A 2-year-old Tooele boy died Friday after allegedly ingesting some of his mother’s methadone that had been kept in a sports drink bottle.
Medical units were called to a home near 500 West Oak Street at about 6:45 p.m. for Aden Goff, who was not breathing. The child was taken to Mountain West Medical Center where he later died, according to a probable cause statement.
At about 1:30 a.m. Saturday, the family returned to Mountain West Medical Center, this time with an 8-year-old boy who was complaining of a rash and swollen eyes, according to a probable cause statement. Emergency room staff tested the boy’s urine, which revealed the presence of methadone. The boy’s 5-year-old sister was also tested, and she too was positive for methadone, according to the statement.
Methadone is a synthetic opioid typically used to medically mitigate withdrawal symptoms from addictions to opiates, such as morphine, heroin and opioide painkillers. Children who swallow methadone may turn pale, break out into a cold sweat, have difficulty breathing or become unconscious.
Capt. Paul Wimmer of the Tooele City Police Department said the children’s mother, Jill Goff, 32, had kept methadone in a Gatorade bottle near her bed, and had inadvertently poured it into a sippy cup for the toddler instead of actual Gatorade. When the 2 year old didn’t like it, she had the 5 year old try it, and when the 5 year old didn’t like it, she had the 8 year old try the drink, Wimmer said.
“When the 8 year old tasted it, he said, ‘Mom, it tastes like medicine.’ She said that’s when she realized she had given them methadone,” Wimmer added.
After realizing her mistake, Goff told police she tried to get the 2 year old to throw up, and then lay down with him for a nap, according to the probable cause statement. The call for medical help, after a 14-year-old sibling noticed the child was not breathing, came about two hours and 45 minutes after giving the toddler the sippy cup.

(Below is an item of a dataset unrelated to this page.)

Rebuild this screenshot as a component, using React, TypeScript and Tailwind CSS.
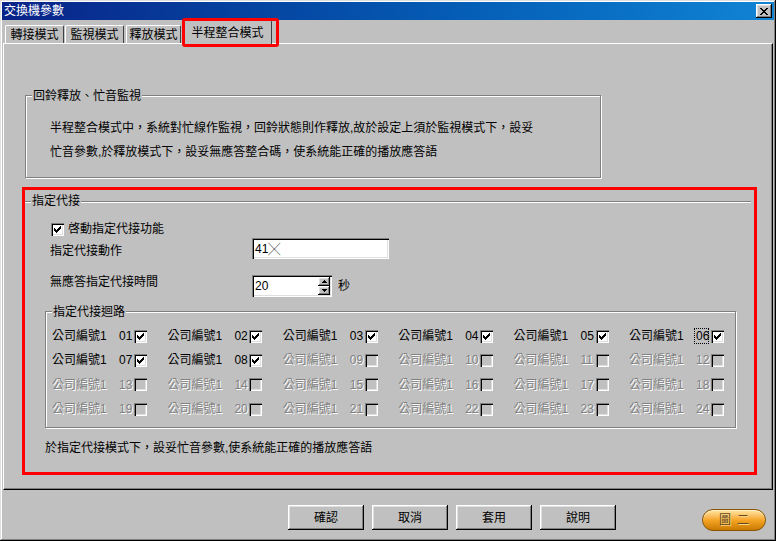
import React from "react";

const SUNKEN =
  "shadow-[inset_1px_1px_0_#808080,inset_2px_2px_0_#000,inset_-1px_-1px_0_#fff,inset_-2px_-2px_0_#dfdfdf]";
const RAISED =
  "shadow-[inset_-1px_-1px_0_#000,inset_1px_1px_0_#fff,inset_-2px_-2px_0_#808080,inset_2px_2px_0_#dfdfdf]";
const DIS = "text-[#808080] [text-shadow:1px_1px_0_#ffffff]";

function Check({ checked, disabled }: { checked?: boolean; disabled?: boolean }) {
  return (
    <span
      className={`relative inline-block w-[13px] h-[13px] shrink-0 ${disabled ? "bg-[#c0c0c0]" : "bg-white"} ${SUNKEN}`}
    >
      {checked && (
        <svg className="absolute left-0 top-0" width="13" height="13" viewBox="0 0 13 13" shapeRendering="crispEdges">
          <path
            d="M9 3h1v1h-1z M8 4h2v1h-2z M3 5h1v1h-1z M7 5h3v1h-3z M3 6h2v1h-2z M6 6h3v1h-3z M3 7h5v1h-5z M4 8h3v1h-3z M5 9h1v1h-1z"
            fill="#000"
          />
        </svg>
      )}
    </span>
  );
}

function Group({
  label,
  className,
  children,
}: {
  label: string;
  className?: string;
  children?: React.ReactNode;
}) {
  return (
    <div
      className={`relative border border-[#808080] shadow-[1px_1px_0_#fff,inset_1px_1px_0_#fff] ${className ?? ""}`}
    >
      <span className="absolute -top-[7px] left-[6px] px-[1px] bg-[#c0c0c0] leading-[14px] whitespace-nowrap">
        {label}
      </span>
      {children}
    </div>
  );
}

function Tab({ label, w }: { label: string; w: string }) {
  return (
    <div
      className={`${w} h-[18px] flex items-center justify-center border-t border-l border-white border-r border-r-[#404040] rounded-t-[2px] leading-[14px]`}
    >
      {label}
    </div>
  );
}

function Button({ label }: { label: string }) {
  return (
    <div className={`w-[76px] h-[25px] flex items-center justify-center bg-[#c0c0c0] ${RAISED} leading-[14px]`}>
      {label}
    </div>
  );
}

export default function App() {
  const cells = Array.from({ length: 24 }, (_, i) => i + 1);
  return (
    <div className="w-[776px] h-[541px] bg-[#c0c0c0] flex flex-col pt-[2px] px-[3px] overflow-hidden shadow-[inset_-1px_-1px_0_#000,inset_1px_1px_0_#dfdfdf,inset_-2px_-2px_0_#808080,inset_2px_2px_0_#fff] font-['Liberation_Sans','Noto_Sans_CJK_TC',sans-serif] text-[12px] text-black">
      {/* Title bar */}
      <div className="-mx-[1px] h-[18px] flex items-center bg-linear-to-r from-[#0a2288] to-[#1184d4] pl-[2px] pr-[2px]">
        <span className="text-white leading-[14px] text-[12px]">交換機參數</span>
        <div className={`ml-auto w-[16px] h-[14px] bg-[#c0c0c0] ${RAISED} flex items-center justify-center`}>
          <svg width="8" height="7" viewBox="0 0 8 7" shapeRendering="crispEdges">
            <path d="M0 0h2v1h-2z M6 0h2v1h-2z M1 1h2v1h-2z M5 1h2v1h-2z M2 2h4v1h-4z M3 3h2v1h-2z M2 4h4v1h-4z M1 5h2v1h-2z M5 5h2v1h-2z M0 6h2v1h-2z M6 6h2v1h-2z" fill="#000" />
          </svg>
        </div>
      </div>

      {/* Tabs */}
      <div className="flex items-end h-[23px] pl-[2px]">
        <Tab label="轉接模式" w="w-[59px]" />
        <div className="w-[1px]" />
        <Tab label="監視模式" w="w-[59px]" />
        <div className="w-[2px]" />
        <Tab label="釋放模式" w="w-[55px]" />
        <div className="w-[2px]" />
        <div className="relative z-10 w-[89px] h-[24px] -mb-[1px] bg-[#c0c0c0] border-t border-l border-white border-r border-r-[#404040] rounded-t-[2px] flex items-center justify-center leading-[14px]">
          半程整合模式
          <div className="absolute -left-[2px] -top-[3px] w-[97px] h-[29px] border-[3px] border-[#ff0000] rounded-[3px]" />
        </div>
      </div>

      {/* Panel */}
      <div className="h-[447px] flex flex-col border-t border-l border-white border-r border-b border-r-[#000] border-b-[#000] shadow-[inset_-1px_-1px_0_#808080]">
        <Group label="回鈴釋放、忙音監視" className="ml-[21px] mt-[51px] w-[576px] h-[83px] pt-[20px] pl-[24px]">
          <div className="leading-[24px]">
            <div>半程整合模式中，系統對忙線作監視，回鈴狀態則作釋放,故於設定上須於監視模式下，設妥</div>
            <div>忙音參數,於釋放模式下，設妥無應答整合碼，使系統能正確的播放應答語</div>
          </div>
        </Group>

        <div className="ml-[18px] mt-[9px] w-[735px] h-[288px] border-[3px] border-[#ff0000] flex flex-col">
          <div className="relative mt-[11px] border-t border-[#808080] shadow-[0_1px_0_#fff] mr-[3px]">
            <span className="absolute -top-[8px] left-[6px] px-[1px] bg-[#c0c0c0] leading-[14px]">指定代接</span>
          </div>

          <div className="flex items-center h-[14px] mt-[20px] pl-[26px]">
            <Check checked />
            <span className="ml-[4px] leading-[14px]">啓動指定代接功能</span>
          </div>

          <div className="flex items-center h-[21px] mt-[2px] pl-[25px]">
            <span className="w-[202px] pt-[4px] leading-[14px]">指定代接動作</span>
            <div className={`w-[137px] h-[21px] bg-white ${SUNKEN} flex items-center pl-[3px] leading-[14px]`}>
              41<span className="font-['Noto_Sans_CJK_TC',sans-serif] font-light">╳</span>
            </div>
          </div>

          <div className="flex items-start h-[22px] mt-[16px] pl-[25px]">
            <span className="w-[202px] leading-[14px]">無應答指定代接時間</span>
            <div className={`w-[80px] h-[22px] bg-white ${SUNKEN} flex items-center pl-[3px] pr-[2px]`}>
              <span className="flex-1 leading-[14px]">20</span>
              <div className="flex flex-col w-[12px] h-[18px]">
                <div className={`flex-1 bg-[#c0c0c0] ${RAISED} flex items-center justify-center`}>
                  <svg width="5" height="3" viewBox="0 0 5 3" shapeRendering="crispEdges">
                    <path d="M2 0h1v1h-1z M1 1h3v1h-3z M0 2h5v1h-5z" fill="#000" />
                  </svg>
                </div>
                <div className={`flex-1 bg-[#c0c0c0] ${RAISED} flex items-center justify-center`}>
                  <svg width="5" height="3" viewBox="0 0 5 3" shapeRendering="crispEdges">
                    <path d="M0 0h5v1h-5z M1 1h3v1h-3z M2 2h1v1h-1z" fill="#000" />
                  </svg>
                </div>
              </div>
            </div>
            <span className="ml-[6px] self-center leading-[14px]">秒</span>
          </div>

          <Group label="指定代接迴路" className="ml-[20px] mt-[14px] w-[691px] h-[117px] pt-[12px] pl-[6px]">
            <div className="grid grid-cols-[repeat(6,115.4px)] auto-rows-[24.3px]">
              {cells.map((n) => {
                const enabled = n <= 8;
                const num = String(n).padStart(2, "0");
                return (
                  <div key={n} className={`flex items-center ${enabled ? "" : DIS}`}>
                    <span className="w-[67px] leading-[14px] whitespace-nowrap">公司編號1</span>
                    <span className="w-[15px] leading-[14px] relative">
                      {n === 6 && (
                        <span className="absolute -left-[2px] -top-[1px] w-[15px] h-[16px] border border-dotted border-black" />
                      )}
                      {num}
                    </span>
                    <Check checked={enabled} disabled={!enabled} />
                  </div>
                );
              })}
            </div>
          </Group>

          <div className="ml-[20px] mt-[13px] leading-[14px]">於指定代接模式下，設妥忙音參數,使系統能正確的播放應答語</div>
        </div>
      </div>

      {/* Bottom buttons */}
      <div className="flex items-start mt-[15px] pl-[285px] gap-[8px]">
        <Button label="確認" />
        <Button label="取消" />
        <Button label="套用" />
        <Button label="說明" />
        <div className="ml-auto mr-[7px] mt-[4px] w-[64px] h-[22px] rounded-full border border-[#8a5200] bg-linear-to-b from-[#ffe6a0] via-[#f5a623] to-[#c97a00] shadow-[inset_0_1px_0_#fff3c8] flex items-center justify-center gap-[6px] text-[#5a4a2a] leading-[14px] [text-shadow:1px_1px_0_#ffd27a]">
          <span>圖</span>
          <span>二</span>
        </div>
      </div>
    </div>
  );
}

Wimmer said Goff told police she had not taken the toddler for medical attention or called Poison Control because she was afraid she would get in trouble, even though earlier medical intervention would have likely altered the outcome of the incident.
“She said she was scared,” Wimmer said. “That’s what’s disturbing about it: It was preventable.”
Goff was arrested and booked into the Tooele County Detention Center Saturday on two counts of child abuse, one count of endangerment of a child or vulnerable adult, and one count of homicide.
Wimmer said current indications are that Goff had the methadone legally; investigators are still trying to determine just how much she was supposed to have and whether that was how much she actually had in her possession.
“We’re kind of still trying to find out if she had the proper amount, make sure there wasn’t any doctor shopping, you might call it, to where she was getting more than she should have,” said Wimmer. “Obviously, storing it in a Gatorade bottle is not the way you store a controlled substance, but there’s no reason to believe she shouldn’t have had it.”
A candlelight vigel for Aden, organized by neighbors, is being held Tuesday night at 7 p.m. at Grandview Park. The public is invited to join.